As part of the national observance, the Philippine Commission on Women (PCW) spearheaded the “Orange Your Icon” campaign, which called for the nation to patronize the color orange to symbolize support in the fight against women violence.

To localize the campaign, the DSWD launched the Orange Your Office contest wherein various offices of the Department designed their workstations with their thoughts on VAW with orange-colored materials.

In order to fairly judge the efforts of the different offices and  bureaus in terms of creativity and message against VAW, the DSWD invited  representatives from the Commission on Civil Service (CSC), Commission on Human Rights (CHR), Philippine Commission on Women (PCW), and the University of the Philippines (UP)-Gender and Development (GAD) Office.

CSC Director Noreen Gocon Gragasin commended the DSWD for its efforts, saying that the activity was really worthwhile.

“I think blending creativity and advocacy is indeed perfect.  I think more and more offices should follow the lead of DSWD,” she said.

Forum on Anti-Sexual Harassment  and Gender Sensitivity Training

To raise awareness on sexual harassment in the workplace, the Department held the forum “Ssssh….No More”  held at the DSWD Auditorium .  It was attended by  employees, students, and solo parents.

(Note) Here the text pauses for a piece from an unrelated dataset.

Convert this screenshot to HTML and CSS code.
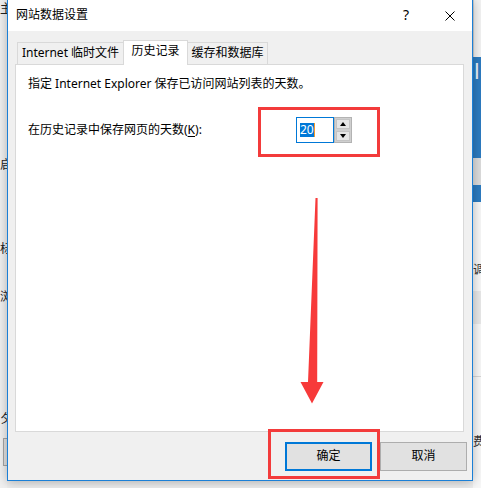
FILE: index.html
```html
<!DOCTYPE html>
<html lang="zh-CN">
<head>
<meta charset="utf-8">
<title>网站数据设置</title>
<link rel="stylesheet" href="styles.css">
</head>
<body>
<div class="screen">
  <div class="bg-left">
    <span class="g g1">主</span>
    <span class="g g2">启</span>
    <span class="g g3">标</span>
    <span class="g g4">浏</span>
    <span class="g g5">夕</span>
    <div class="bg-btn"></div>
  </div>

  <div class="dialog">
    <div class="titlebar">
      <span class="title">网站数据设置</span>
      <span class="cap help">?</span>
      <span class="cap close">
        <svg width="10" height="10" viewBox="0 0 10 10"><path d="M0.5 0.5 L9.5 9.5 M9.5 0.5 L0.5 9.5" stroke="#000" stroke-width="1" fill="none"/></svg>
      </span>
    </div>
    <div class="content">
      <div class="tabs">
        <div class="tab tab1">Internet 临时文件</div>
        <div class="tab tab2 active">历史记录</div>
        <div class="tab tab3">缓存和数据库</div>
      </div>
      <div class="panel">
        <p class="desc">指定 Internet Explorer 保存已访问网站列表的天数。</p>
        <div class="row">
          <label class="lbl">在历史记录中保存网页的天数(<u>K</u>):</label>
          <div class="spin">
            <div class="spin-input"><span class="sel">20</span><span class="caret"></span></div>
            <div class="spin-btns">
              <div class="sbtn"><span class="tri up"></span></div>
              <div class="sbtn"><span class="tri down"></span></div>
            </div>
          </div>
        </div>
      </div>
      <div class="buttons">
        <button class="btn default">确定</button>
        <button class="btn">取消</button>
      </div>
    </div>
  </div>

  <div class="bg-right">
    <div class="r-top"></div>
    <div class="r-blue"><span class="r-glyph">l</span></div>
    <div class="r-gray"></div>
    <div class="r-blue2"></div>
    <div class="r-rest">
      <span class="rg rg1">调</span>
      <div class="r-band"></div>
      <div class="r-line"></div>
      <span class="rg rg2">费</span>
    </div>
  </div>

  <div class="mark mark1"></div>
  <div class="mark mark2"></div>
  <svg class="arrow" width="481" height="488" viewBox="0 0 481 488">
    <polygon points="315.5,198 317.6,198 317.2,382 323.5,382 312,403.5 300.5,382 308,382" fill="#f73a3a"/>
  </svg>
</div>
</body>
</html>
```

FILE: styles.css
```css
* { box-sizing: border-box; }
html, body { margin: 0; padding: 0; }
body {
  width: 481px;
  height: 488px;
  overflow: hidden;
  background: #f0f0f0;
  font: 12px/16px "Noto Sans", "Noto Sans CJK SC", sans-serif;
  color: #000;
}
.screen {
  position: relative;
  display: flex;
  width: 481px;
  height: 488px;
  overflow: hidden;
  background: #ededed;
}

/* background window fragments */
.bg-left {
  width: 7px;
  flex: none;
  overflow: hidden;
  background: #f0f0f0;
  font-family: "Noto Sans CJK SC", sans-serif;
}
.g { display: block; width: 14px; line-height: 12px; font-size: 12px; color: #222; }
.g1 { margin-top: 2px; }
.g2 { margin-top: 144px; }
.g3 { margin-top: 72px; }
.g4 { margin-top: 36px; }
.g5 { margin-top: 110px; }
.bg-btn {
  margin: 14px 0 0 3px;
  width: 12px;
  height: 28px;
  border: 1px solid #a5a5a5;
  background: #e1e1e1;
}
.bg-right {
  width: 8px;
  flex: none;
  display: flex;
  flex-direction: column;
  overflow: hidden;
  font-family: "Noto Sans CJK SC", sans-serif;
}
.r-top { height: 57px; background: #f2f2f2; border-left: 1px solid #d0d0d0; }
.r-blue { height: 101px; background: #2c7bc0; color: #e8f1fa; }
.r-glyph { display: block; margin: 0 0 0 1px; font: 22px/26px "Noto Sans", sans-serif; }
.r-gray { height: 27px; background: #dcdcdc; }
.r-blue2 { height: 17px; background: #2c7bc0; }
.r-rest { flex: 1; background: #f7f7f7; }
.rg { display: block; width: 14px; font-size: 12px; line-height: 12px; color: #333; }
.rg1 { margin-top: 61px; }
.r-band { margin-top: 16px; height: 33px; background: #e8e8e8; }
.r-line { margin-top: 52px; height: 1px; background: #d6d6d6; }
.rg2 { margin-top: 58px; }

/* dialog */
.dialog {
  flex: none;
  align-self: flex-start;
  width: 466px;
  height: 482px;
  margin-top: -1px;
  border: 1px solid #1b7fd6;
  background: #f0f0f0;
  display: flex;
  flex-direction: column;
  position: relative;
  z-index: 1;
  box-shadow: 0 1px 10px rgba(0, 0, 0, 0.28);
}
.titlebar {
  flex: none;
  height: 31px;
  background: #fff;
  display: flex;
  align-items: center;
}
.title { flex: 1; padding-left: 8px; padding-bottom: 1px; }
.cap {
  width: 44px;
  height: 31px;
  display: flex;
  align-items: center;
  justify-content: center;
}
.help { font-size: 14px; padding-bottom: 1px; }
.close svg { display: block; }

.content {
  flex: 1;
  padding: 9px 8px 0 7px;
  display: flex;
  flex-direction: column;
}
.tabs {
  display: flex;
  align-items: flex-end;
  height: 25px;
  margin-bottom: -1px;
  padding-left: 2px;
  position: relative;
  z-index: 1;
}
.tab {
  height: 22px;
  margin-bottom: 1px;
  border: 1px solid #d9d9d9;
  border-bottom: none;
  background: #f0f0f0;
  text-align: center;
  line-height: 20px;
  white-space: nowrap;
}
.tab1 { width: 107px; }
.tab2 { width: 65px; margin-left: -1px; }
.tab3 { width: 81px; margin-left: -1px; }
.tab.active {
  height: 25px;
  margin-bottom: 0;
  background: #fff;
  position: relative;
  z-index: 1;
}

.panel {
  height: 368px;
  border: 1px solid #d9d9d9;
  background: #fff;
  padding: 11px 12px 0 12px;
}
.desc { margin: 0; white-space: nowrap; }
.row {
  margin-top: 25px;
  display: grid;
  grid-template-columns: 268px auto;
  align-items: center;
}
.lbl { white-space: nowrap; padding-bottom: 1px; }
.lbl u { text-underline-offset: 2px; }

.spin { display: flex; height: 26px; }
.spin-input {
  width: 38px;
  height: 26px;
  border: 1px solid #0078d7;
  background: #fff;
  padding-left: 3px;
  display: flex;
  align-items: center;
}
.sel {
  background: #0078d7;
  color: #fff;
  line-height: 14px;
  height: 14px;
}
.caret { width: 1px; height: 14px; background: #f39a2a; }
.spin-btns {
  width: 18px;
  height: 26px;
  border: 1px solid #b3b3b3;
  background: #cfcfcf;
  padding: 1px;
  display: flex;
  flex-direction: column;
  gap: 2px;
}
.sbtn {
  flex: 1;
  background: #e6e6e6;
  border: 1px solid #c4c4c4;
  display: flex;
  align-items: center;
  justify-content: center;
}
.tri { width: 0; height: 0; border-left: 3.5px solid transparent; border-right: 3.5px solid transparent; }
.tri.up { border-bottom: 4px solid #000; }
.tri.down { border-top: 4px solid #000; }

.buttons {
  display: flex;
  justify-content: flex-end;
  gap: 8px;
  margin: 10px -3px 0 0;
}
.btn {
  width: 87px;
  height: 29px;
  margin: 0;
  padding: 0 0 1px;
  border: 1px solid #adadad;
  border-radius: 0;
  background: #e1e1e1;
  font: 12px/16px "Noto Sans", "Noto Sans CJK SC", sans-serif;
  color: #000;
}
.btn.default { border: 2px solid #0078d7; }

/* annotations */
.mark {
  position: absolute;
  z-index: 5;
  border: 3px solid #f33b3b;
}
.mark1 { left: 258px; top: 107px; width: 122px; height: 50px; }
.mark2 { left: 268px; top: 429px; width: 112px; height: 50px; }
.arrow { position: absolute; left: 0; top: 0; z-index: 5; }
```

Speakers from the DSWD and CSC also discussed the provisions of different laws designed to protect women such as the VAW Act and the Anti -Rape Law.

The speakers encouraged women to stand up for their rights and report any incident of sexual harassment that they know of.

Analie Apostol of the CSC explained that a victim can file an administrative case against the perpetrator.  She also affirmed that the CSC receives complaints of sexual harassment from government agencies.

However, she said that most sexual harassment -related cases do not prosper as the victims normally refuse to push forward with the case after some time.

Aside from the forum, the Department also conducted a Gender Sensitive Training (GST) for its employees to ensure that they are knowledgeable of the different laws, issues, and practices on GAD.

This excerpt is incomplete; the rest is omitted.